**Instructions to follow**.
Using the records provided below, locate and copy each line that contains the word "this".

**The data**.
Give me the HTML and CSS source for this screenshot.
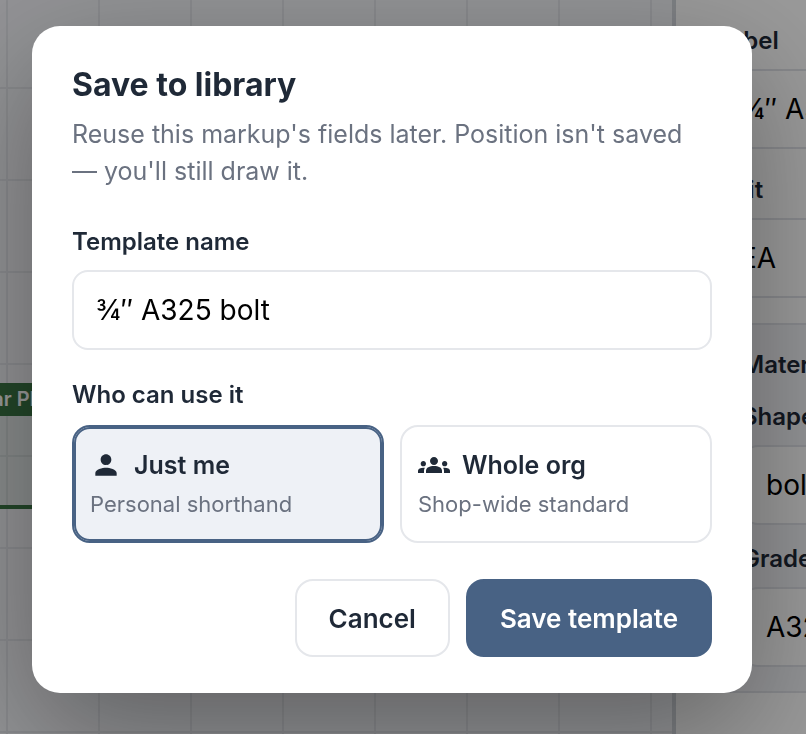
FILE: index.html
```
<!DOCTYPE html>
<html lang="en">
<head>
    <meta charset="UTF-8">
    <meta name="viewport" content="width=device-width, initial-scale=1.0">
    <title>Save to library</title>
    <link rel="stylesheet" href="styles.css">
</head>
<body>
    <div class="workspace">
        <main class="canvas">
            <div class="markup">
                <span class="markup-tag">Shear Plate</span>
            </div>
        </main>

        <aside class="panel">
            <label for="field-label">Label</label>
            <input type="text" id="field-label" value="¾″ A325 bolt">
            <label for="field-unit">Unit</label>
            <input type="text" id="field-unit" value="EA">

            <section class="material">
                <h3>Material</h3>
                <label for="field-shape">Shape</label>
                <input type="text" id="field-shape" value="bolt">
                <label for="field-grade">Grade</label>
                <input type="text" id="field-grade" value="A325">
            </section>
        </aside>
    </div>

    <div class="overlay">
        <form class="dialog" role="dialog" aria-labelledby="dialog-title">
            <h1 id="dialog-title">Save to library</h1>
            <p class="description">Reuse this markup's fields later. Position isn't saved — you'll still draw it.</p>

            <label class="field-label" for="template-name">Template name</label>
            <input type="text" class="text-input" id="template-name" value="¾″ A325 bolt">

            <fieldset>
                <legend class="field-label">Who can use it</legend>
                <div class="options">
                    <label class="option">
                        <input type="radio" name="scope" value="me" checked>
                        <span class="option-title">
                            <svg class="icon" viewBox="0 0 24 24" aria-hidden="true">
                                <path d="M12 12c2.21 0 4-1.79 4-4s-1.79-4-4-4-4 1.79-4 4 1.79 4 4 4zm0 2c-2.67 0-8 1.34-8 4v2h16v-2c0-2.66-5.33-4-8-4z"/>
                            </svg>
                            Just me
                        </span>
                        <span class="option-hint">Personal shorthand</span>
                    </label>
                    <label class="option">
                        <input type="radio" name="scope" value="org">
                        <span class="option-title">
                            <svg class="icon" viewBox="0 0 24 24" aria-hidden="true">
                                <path d="M12 12.75c1.63 0 3.07.39 4.24.9 1.08.48 1.76 1.56 1.76 2.73V18H6v-1.61c0-1.18.68-2.26 1.76-2.73 1.17-.52 2.61-.91 4.24-.91zM4 13c1.1 0 2-.9 2-2s-.9-2-2-2-2 .9-2 2 .9 2 2 2zm1.13 1.1c-.37-.06-.74-.1-1.13-.1-.99 0-1.93.21-2.78.58C.48 14.9 0 15.62 0 16.43V18h4.5v-1.61c0-.83.23-1.61.63-2.29zM20 13c1.1 0 2-.9 2-2s-.9-2-2-2-2 .9-2 2 .9 2 2 2zm4 3.43c0-.81-.48-1.53-1.22-1.85-.85-.37-1.79-.58-2.78-.58-.39 0-.76.04-1.13.1.4.68.63 1.46.63 2.29V18H24v-1.57zM12 6c1.66 0 3 1.34 3 3s-1.34 3-3 3-3-1.34-3-3 1.34-3 3-3z"/>
                            </svg>
                            Whole org
                        </span>
                        <span class="option-hint">Shop-wide standard</span>
                    </label>
                </div>
            </fieldset>

            <div class="actions">
                <button type="button" class="btn">Cancel</button>
                <button type="submit" class="btn btn-primary">Save template</button>
            </div>
        </form>
    </div>
</body>
</html>
```
FILE: styles.css
```
* {
    box-sizing: border-box;
}
body {
    margin: 0;
    font-family: Inter, sans-serif;
    color: #1f2937;
}
input, button {
    font-family: inherit;
}

/* Page behind the dialog */
.workspace {
    display: grid;
    grid-template-columns: minmax(0, 1fr) 134px;
    height: 100vh;
    overflow: hidden;
}
.canvas {
    position: relative;
    overflow: hidden;
    background-color: #f3f4f8;
    background-image:
        linear-gradient(#e3e5ea 2px, transparent 2px),
        linear-gradient(90deg, #e3e5ea 2px, transparent 2px);
    background-size: 92px 92px;
    background-position: 6px 87px;
}
.markup {
    position: absolute;
    top: 383px;
    left: -53px;
    width: 400px;
    height: 126px;
    border-bottom: 4px solid #3a7544;
    background-color: rgba(47, 111, 62, 0.08);
}
.markup-tag {
    display: inline-block;
    padding: 0 8px;
    background-color: #3a7544;
    color: #fff;
    font-size: 20px;
    font-weight: 600;
    line-height: 33px;
}
.panel {
    padding: 25px 0 0 40px;
    border-left: 4px solid #d1d5db;
    background-color: #fff;
    overflow: hidden;
}
.panel label, .panel h3 {
    display: block;
    margin: 0;
    font-size: 24px;
    font-weight: 600;
    line-height: 32px;
    white-space: nowrap;
}
.panel input {
    display: block;
    width: 320px;
    height: 80px;
    margin: 12px 0 25px;
    padding: 0 22px;
    border: 2px solid #e1e3e9;
    border-radius: 16px;
    background-color: #fff;
    color: #000;
    font-size: 28px;
}
.material {
    width: 372px;
    padding: 24px;
    border: 2px solid #e1e3e9;
    border-radius: 16px;
    background-color: #f3f4f8;
}
.material h3 {
    margin-bottom: 20px;
}
.material input {
    margin-bottom: 18px;
}
.material input:last-child {
    margin-bottom: 0;
}

/* Dialog */
.overlay {
    position: fixed;
    inset: 0;
    padding: 26px 54px 0 32px;
    background-color: rgba(0, 0, 0, 0.4);
}
.dialog {
    padding: 40px 40px 36px;
    border-radius: 28px;
    background-color: #fff;
    box-shadow: 0 40px 120px rgba(0, 0, 0, 0.35);
}
h1 {
    margin: 0 0 12px;
    font-size: 32px;
    font-weight: 700;
    line-height: 38px;
}
.description {
    margin: 0 0 36px;
    color: #6b7280;
    font-size: 25px;
    line-height: 37px;
}
.field-label {
    display: block;
    margin-bottom: 13px;
    padding: 0;
    font-size: 24px;
    font-weight: 600;
    line-height: 31px;
}
.text-input {
    display: block;
    width: 100%;
    height: 80px;
    margin-bottom: 29px;
    padding: 0 22px;
    border: 2px solid #e5e7eb;
    border-radius: 16px;
    color: #000;
    font-size: 28px;
}
fieldset {
    margin: 0 0 36px;
    padding: 0;
    border: none;
}
fieldset .field-label {
    margin-bottom: 15px;
}
.options {
    display: grid;
    grid-template-columns: 1fr 1fr;
    gap: 16px;
}
.option {
    position: relative;
    display: flex;
    flex-direction: column;
    gap: 7px;
    padding: 22px 16px 21px;
    border: 2px solid #e5e7eb;
    border-radius: 18px;
    cursor: pointer;
}
.option:has(input:checked) {
    border-color: #486284;
    background-color: #eef1f6;
    box-shadow: inset 0 0 0 2px #486284;
}
.option input {
    position: absolute;
    opacity: 0;
}
.option-title {
    display: flex;
    align-items: center;
    gap: 12px;
    font-size: 25px;
    font-weight: 600;
    line-height: 32px;
}
.option-hint {
    color: #6b7280;
    font-size: 22px;
    line-height: 32px;
}
.icon {
    width: 32px;
    height: 32px;
    fill: currentColor;
}
.actions {
    display: flex;
    justify-content: flex-end;
    gap: 16px;
}
.btn {
    height: 78px;
    padding: 0 32px;
    border: 2px solid #e5e7eb;
    border-radius: 18px;
    background-color: #fff;
    color: #1f2937;
    font-size: 26px;
    font-weight: 600;
    cursor: pointer;
}
.btn-primary {
    border-color: #486284;
    background-color: #486284;
    color: #fff;
}
```
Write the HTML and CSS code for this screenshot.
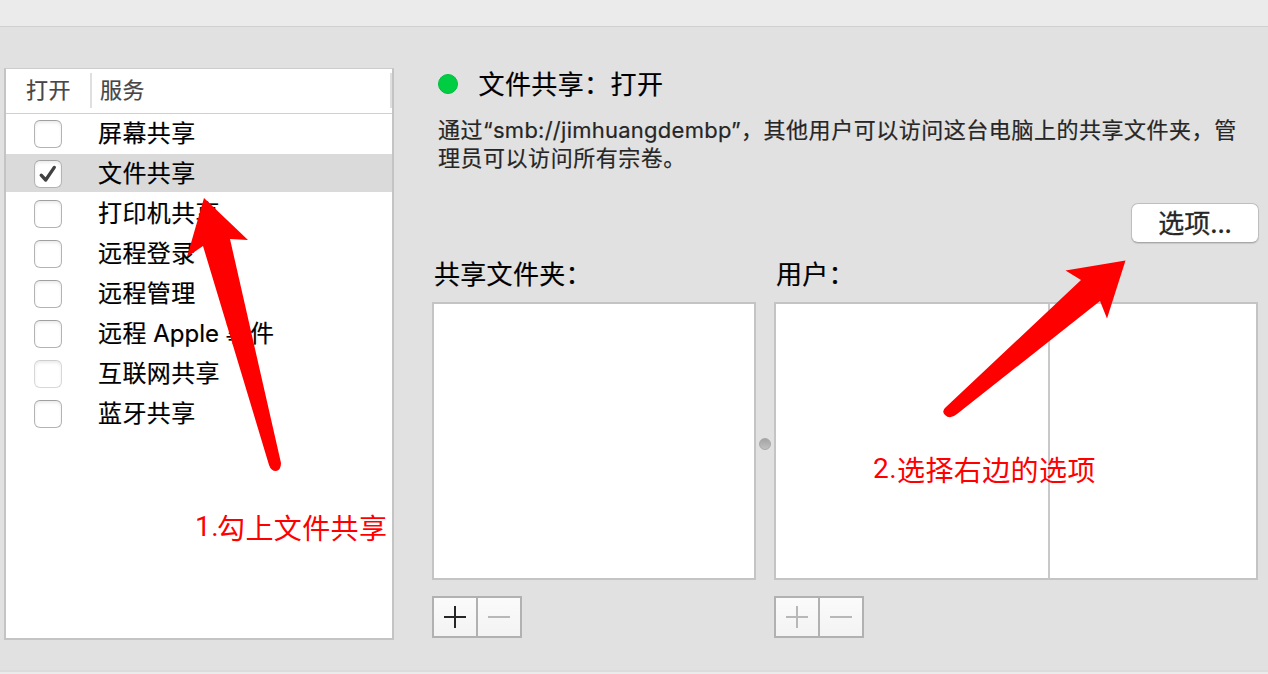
FILE: index.html
```
<!DOCTYPE html>
<html lang="zh-CN">
<head>
<meta charset="utf-8">
<title>共享</title>
<link rel="stylesheet" href="styles.css">
</head>
<body>
<div class="window">
  <header class="toolbar"></header>
  <main class="content">
    <section class="services">
      <div class="services-head"><span class="col-on">打开</span><span class="col-name">服务</span></div>
      <ul class="service-list">
        <li class="service"><span class="check"></span><span class="name">屏幕共享</span></li>
        <li class="service selected"><span class="check"><svg class="tick" viewBox="0 0 28 28"><path d="M7.2 15.2 L11.7 20 L20.3 7.4"/></svg></span><span class="name">文件共享</span></li>
        <li class="service"><span class="check"></span><span class="name">打印机共享</span></li>
        <li class="service"><span class="check"></span><span class="name">远程登录</span></li>
        <li class="service"><span class="check"></span><span class="name">远程管理</span></li>
        <li class="service"><span class="check"></span><span class="name">远程<span class="apple">Apple</span>事件</span></li>
        <li class="service"><span class="check disabled"></span><span class="name">互联网共享</span></li>
        <li class="service"><span class="check"></span><span class="name">蓝牙共享</span></li>
      </ul>
    </section>
    <section class="detail">
      <h1 class="status"><span class="light"></span><span class="status-text">文件共享：打开</span></h1>
      <p class="description">通过<span class="address">“smb://jimhuangdembp”</span>，其他用户可以访问这台电脑上的共享文件夹，管<br>理员可以访问所有宗卷。</p>
      <div class="actions"><button class="options">选项...</button></div>
      <div class="panes">
        <div class="pane">
          <h2 class="label">共享文件夹：</h2>
          <div class="box"></div>
          <div class="buttons">
            <button class="edit"><svg viewBox="0 0 42 38"><path d="M10 19H32M21 8V30"/></svg></button>
            <button class="edit off"><svg viewBox="0 0 42 38"><path d="M10 19H32"/></svg></button>
          </div>
        </div>
        <div class="splitter"><span class="knob"></span></div>
        <div class="pane users">
          <h2 class="label">用户：</h2>
          <div class="box"><span class="column"></span></div>
          <div class="buttons">
            <button class="edit off"><svg viewBox="0 0 42 38"><path d="M10 19H32M21 8V30"/></svg></button>
            <button class="edit off"><svg viewBox="0 0 42 38"><path d="M10 19H32"/></svg></button>
          </div>
        </div>
      </div>
    </section>
  </main>
  <footer class="bottom"></footer>
  <svg class="arrows" viewBox="0 0 1268 674">
    <path d="M204 198L248 240L230 239L281 463Q281 470 276 471Q271 471 269 465L203 246L187 257Z"/>
    <path d="M1125.500 260.500L1107 318.500L1100 301L957 414Q950 420 945 415Q941 411 946 407L1081 280L1065.500 270.500Z"/>
  </svg>
  <p class="note note-one"><span class="digit">1.</span>勾上文件共享</p>
  <p class="note note-two"><span class="digit">2.</span>选择右边的选项</p>
</div>
</body>
</html>
```
FILE: styles.css
```
* { box-sizing: border-box; }
body { margin: 0; }
.window {
  position: relative;
  display: flex;
  flex-direction: column;
  width: 1268px;
  height: 674px;
  overflow: hidden;
  background: #e1e1e1;
  color: #000;
  font-family: "Noto Sans CJK SC", sans-serif;
  -webkit-text-stroke: .2px;
}
.toolbar { height: 27px; flex: none; background: #ebebeb; border-bottom: 1px solid #d0d0d0; }
.content { display: flex; flex: 1; padding-left: 4px; }
.bottom { height: 4px; flex: none; background: #ebebeb; border-top: 2px solid #dcdcdc; }

.services {
  width: 390px;
  height: 572px;
  margin-top: 41px;
  background: #fff;
  border: 2px solid #c4c4c4;
  border-top: 1px solid #cdcdcd;
}
.services-head {
  display: flex;
  height: 45px;
  padding-top: 4px;
  border-bottom: 1px solid #d0d0d0;
  color: #464646;
  font-size: 22px;
  line-height: 30px;
  letter-spacing: .4px;
}
.col-on { width: 86px; height: 35px; padding-left: 20px; border-right: 2px solid #dfdfdf; }
.col-name { flex: 1; height: 35px; padding-left: 8px; border-right: 2px solid #dfdfdf; }
.service-list { margin: 0; padding: 0; list-style: none; }
.service {
  display: flex;
  height: 38px;
  margin-bottom: 2px;
  padding: 6px 0 0 28px;
}
.service.selected { background: #dadada; }
.check {
  width: 28px;
  height: 28px;
  margin-right: 36px;
  background: #fff;
  border: 1px solid #b4b4b4;
  border-top-color: #a0a0a0;
  border-radius: 6px;
  box-shadow: inset 0 2px 3px #ececec;
}
.check.disabled { border-color: #d8d8d8; border-top-color: #cecece; }
.tick { display: block; width: 28px; height: 28px; margin: -1px; fill: none; stroke: #414141; stroke-width: 3.300; stroke-linecap: round; stroke-linejoin: round; }
.name { font-size: 24px; line-height: 24px; letter-spacing: .4px; white-space: nowrap; }
.apple { margin: 0 6.500px; font-family: Inter, sans-serif; font-size: 24px; letter-spacing: 0; }

.detail { width: 827px; margin-left: 38px; }
.status {
  display: flex;
  align-items: center;
  height: 36px;
  margin: 39px 0 0;
  padding-left: 6px;
  font-size: 26px;
  font-weight: 400;
  letter-spacing: .4px;
}
.status-text { padding: 0 0 4px .5px; }
.light { width: 20px; height: 20px; margin-right: 20px; border-radius: 50%; background: #00cd42; border: 1px solid #00bd3d; }
.description {
  height: 59px;
  margin: 12px 0 0;
  padding-left: 6px;
  color: #262626;
  font-size: 22px;
  line-height: 28px;
  letter-spacing: .53px;
  white-space: nowrap;
}
.address { font-family: Inter, sans-serif; line-height: 1; letter-spacing: .25px; }
.actions { display: flex; justify-content: flex-end; height: 71px; padding-top: 30px; }
.options {
  width: 128px;
  height: 40px;
  padding: 0 0 3px;
  color: #262626;
  background: #fff;
  border: 1px solid #bebebe;
  border-bottom-color: #a8a8a8;
  border-radius: 7px;
  box-shadow: 0 1px 1px #c8c8c8;
  font: 26px/34px "Noto Sans CJK SC", sans-serif;
  -webkit-text-stroke: .3px;
}
.panes { display: flex; }
.pane { width: 324px; }
.pane.users { width: 484px; }
.label { height: 58px; margin: 0; padding: 12px 0 0 2px; font-size: 26px; line-height: 34px; font-weight: 400; letter-spacing: .3px; }
.box { display: flex; height: 278px; background: #fff; border: 2px solid #c4c4c4; }
.column { width: 274px; border-right: 2px solid #c9c9c9; }
.splitter { width: 18px; padding: 194px 0 0 3px; }
.knob { display: block; width: 12px; height: 12px; border-radius: 50%; background: linear-gradient(#a4a4a4, #c0c0c0); border: 1px solid #a8a8a8; }
.buttons { display: flex; width: 90px; height: 42px; margin-top: 16px; gap: 2px; padding: 2px; background: #b1b1b1; }
.edit { width: 42px; height: 38px; padding: 0; border: 0; background: linear-gradient(#fbfbfb, #f3f3f3); }
.edit svg { display: block; width: 42px; height: 38px; stroke: #262626; stroke-width: 2; }
.edit.off svg { stroke: #b8b8b8; }

.arrows { position: absolute; inset: 0; width: 1268px; height: 674px; fill: #f00; }
.note {
  position: absolute;
  display: flex;
  margin: 0;
  color: #f00;
  font-size: 28px;
  line-height: 40px;
  font-weight: 400;
  letter-spacing: .4px;
  white-space: nowrap;
  -webkit-text-stroke: 0;
}
.digit { width: 23px; font-family: Roboto, sans-serif; }
.note-one { left: 195px; top: 507px; }
.note-one .digit { width: 22px; }
.note-two { left: 873px; top: 449px; }
.note-two .digit { width: 24px; }
```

**Result of the task**.
Give me the HTML and CSS source for this screenshot.
            <p class="description">Reuse this markup's fields later. Position isn't saved — you'll still draw it.</p>
Write the HTML and CSS code for this screenshot.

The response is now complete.